When you pick up toys with your child, you model the act for your child. This modeling does something extra, it teaches your child that picking up toys is something people do. Your child will soon generalize this to putting away other things. If your child never sees you picking up toys, then he will likely not see it as something that people do. One advantage for parents of modeling
is that when you model for your child, you are doing much more than showing them how to do something. You are developing a relationship with them. For parents, this adds an extra dimension to their teaching.

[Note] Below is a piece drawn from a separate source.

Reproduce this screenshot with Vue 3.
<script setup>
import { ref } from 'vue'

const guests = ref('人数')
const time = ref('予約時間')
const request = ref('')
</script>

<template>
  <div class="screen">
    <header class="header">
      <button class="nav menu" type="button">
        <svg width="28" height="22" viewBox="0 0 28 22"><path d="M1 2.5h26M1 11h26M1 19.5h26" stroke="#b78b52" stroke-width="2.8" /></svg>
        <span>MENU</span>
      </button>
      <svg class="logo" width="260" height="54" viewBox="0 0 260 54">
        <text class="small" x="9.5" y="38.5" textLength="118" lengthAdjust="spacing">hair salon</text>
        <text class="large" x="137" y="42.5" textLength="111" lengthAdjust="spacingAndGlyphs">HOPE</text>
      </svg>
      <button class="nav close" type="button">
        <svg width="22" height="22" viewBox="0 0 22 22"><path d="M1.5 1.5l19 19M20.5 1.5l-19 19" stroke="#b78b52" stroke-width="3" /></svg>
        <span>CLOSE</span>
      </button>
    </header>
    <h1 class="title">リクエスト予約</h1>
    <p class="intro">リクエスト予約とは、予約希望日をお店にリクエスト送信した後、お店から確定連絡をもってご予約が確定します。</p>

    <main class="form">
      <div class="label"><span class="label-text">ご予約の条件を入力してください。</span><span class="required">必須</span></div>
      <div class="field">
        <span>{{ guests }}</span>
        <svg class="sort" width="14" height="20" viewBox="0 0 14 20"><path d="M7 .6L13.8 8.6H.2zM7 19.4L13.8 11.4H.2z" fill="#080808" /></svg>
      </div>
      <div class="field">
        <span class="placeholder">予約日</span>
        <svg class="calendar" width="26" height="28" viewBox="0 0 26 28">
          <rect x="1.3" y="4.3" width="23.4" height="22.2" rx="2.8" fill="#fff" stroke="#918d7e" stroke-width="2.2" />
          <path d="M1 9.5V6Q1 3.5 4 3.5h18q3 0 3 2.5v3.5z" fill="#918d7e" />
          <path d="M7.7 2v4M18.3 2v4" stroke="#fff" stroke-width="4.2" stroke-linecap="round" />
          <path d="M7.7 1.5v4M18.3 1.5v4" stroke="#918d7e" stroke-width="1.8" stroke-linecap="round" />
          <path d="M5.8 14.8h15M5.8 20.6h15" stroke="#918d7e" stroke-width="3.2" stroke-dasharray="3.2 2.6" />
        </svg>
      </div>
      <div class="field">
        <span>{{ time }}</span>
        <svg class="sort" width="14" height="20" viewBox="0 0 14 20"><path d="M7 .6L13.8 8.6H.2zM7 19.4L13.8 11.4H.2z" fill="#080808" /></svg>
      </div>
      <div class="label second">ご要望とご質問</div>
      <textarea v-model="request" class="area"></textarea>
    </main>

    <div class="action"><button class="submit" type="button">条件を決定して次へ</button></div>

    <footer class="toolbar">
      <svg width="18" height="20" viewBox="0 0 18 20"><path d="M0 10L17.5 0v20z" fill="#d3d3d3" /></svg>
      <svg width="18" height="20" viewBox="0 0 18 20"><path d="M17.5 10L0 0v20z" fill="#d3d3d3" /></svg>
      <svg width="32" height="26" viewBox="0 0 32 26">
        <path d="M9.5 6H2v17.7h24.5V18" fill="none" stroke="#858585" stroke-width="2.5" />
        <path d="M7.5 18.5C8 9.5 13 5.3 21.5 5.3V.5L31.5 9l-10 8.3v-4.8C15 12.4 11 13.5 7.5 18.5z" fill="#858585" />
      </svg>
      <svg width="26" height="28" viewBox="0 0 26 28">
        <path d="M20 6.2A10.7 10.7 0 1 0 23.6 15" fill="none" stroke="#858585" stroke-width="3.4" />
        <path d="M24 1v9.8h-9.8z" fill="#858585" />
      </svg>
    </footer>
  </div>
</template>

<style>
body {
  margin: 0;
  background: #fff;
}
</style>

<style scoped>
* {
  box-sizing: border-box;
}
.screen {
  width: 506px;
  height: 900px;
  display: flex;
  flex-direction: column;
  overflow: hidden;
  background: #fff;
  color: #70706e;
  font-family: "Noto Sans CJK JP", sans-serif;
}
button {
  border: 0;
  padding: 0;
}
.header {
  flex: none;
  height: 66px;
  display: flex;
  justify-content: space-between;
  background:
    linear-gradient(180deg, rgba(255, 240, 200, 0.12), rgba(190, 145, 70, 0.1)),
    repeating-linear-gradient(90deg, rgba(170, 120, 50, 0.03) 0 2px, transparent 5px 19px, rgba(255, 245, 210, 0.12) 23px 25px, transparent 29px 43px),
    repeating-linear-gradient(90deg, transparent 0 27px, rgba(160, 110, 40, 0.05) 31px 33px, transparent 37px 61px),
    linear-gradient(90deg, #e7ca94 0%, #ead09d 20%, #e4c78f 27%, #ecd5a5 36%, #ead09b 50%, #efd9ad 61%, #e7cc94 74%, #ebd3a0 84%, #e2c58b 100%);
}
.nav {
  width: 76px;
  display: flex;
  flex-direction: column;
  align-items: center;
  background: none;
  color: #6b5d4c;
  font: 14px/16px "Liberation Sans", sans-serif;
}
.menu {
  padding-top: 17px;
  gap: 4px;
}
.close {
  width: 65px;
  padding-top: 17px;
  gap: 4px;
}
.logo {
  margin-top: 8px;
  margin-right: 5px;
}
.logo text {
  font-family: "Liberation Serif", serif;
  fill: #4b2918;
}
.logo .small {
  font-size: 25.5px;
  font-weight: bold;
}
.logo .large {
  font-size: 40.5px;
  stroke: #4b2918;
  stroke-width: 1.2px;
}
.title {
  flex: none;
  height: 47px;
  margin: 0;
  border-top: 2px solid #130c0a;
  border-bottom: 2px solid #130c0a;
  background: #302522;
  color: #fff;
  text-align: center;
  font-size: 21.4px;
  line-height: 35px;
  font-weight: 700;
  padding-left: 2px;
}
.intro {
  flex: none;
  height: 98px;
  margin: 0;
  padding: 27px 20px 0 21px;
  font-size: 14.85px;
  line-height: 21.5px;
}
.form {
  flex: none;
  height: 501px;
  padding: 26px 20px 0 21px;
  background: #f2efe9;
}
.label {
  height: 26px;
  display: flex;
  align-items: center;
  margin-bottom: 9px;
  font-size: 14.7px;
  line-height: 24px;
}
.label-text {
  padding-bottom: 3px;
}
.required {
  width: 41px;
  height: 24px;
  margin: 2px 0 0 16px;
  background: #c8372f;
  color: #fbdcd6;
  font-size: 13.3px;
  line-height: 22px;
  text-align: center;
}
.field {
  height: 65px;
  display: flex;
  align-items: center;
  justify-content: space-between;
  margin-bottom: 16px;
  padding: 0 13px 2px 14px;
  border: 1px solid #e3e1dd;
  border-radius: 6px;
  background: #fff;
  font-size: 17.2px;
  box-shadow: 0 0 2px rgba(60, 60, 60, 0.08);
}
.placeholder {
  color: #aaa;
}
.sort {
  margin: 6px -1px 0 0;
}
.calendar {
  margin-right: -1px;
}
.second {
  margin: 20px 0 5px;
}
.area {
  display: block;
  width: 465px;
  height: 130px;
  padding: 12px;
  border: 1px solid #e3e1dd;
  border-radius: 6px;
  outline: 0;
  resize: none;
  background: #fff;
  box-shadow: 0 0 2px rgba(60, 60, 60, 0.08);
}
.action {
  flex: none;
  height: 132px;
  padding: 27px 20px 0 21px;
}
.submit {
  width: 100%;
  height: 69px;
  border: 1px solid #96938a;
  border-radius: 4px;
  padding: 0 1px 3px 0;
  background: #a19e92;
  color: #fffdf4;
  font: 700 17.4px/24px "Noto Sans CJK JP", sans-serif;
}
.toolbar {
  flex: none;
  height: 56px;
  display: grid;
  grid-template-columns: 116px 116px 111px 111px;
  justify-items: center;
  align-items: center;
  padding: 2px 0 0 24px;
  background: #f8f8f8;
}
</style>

Modeling as Extended Teaching
Everyday you do things with your child. Your child is watching how you do things. When you are frustrated, your child is watching how you manage your frustrations. Watching you, your child is learning how to manage his frustrations. Whether or not you know it, you are the most important model in your child’s life. Your child is watching your actions in many different settings and watching you manage many different problems. Your child is always learning from you. But most of the modeling you do for your child is not systematic. You can systematically introduce some modeling into your interactions with your child and begin systematically teaching her.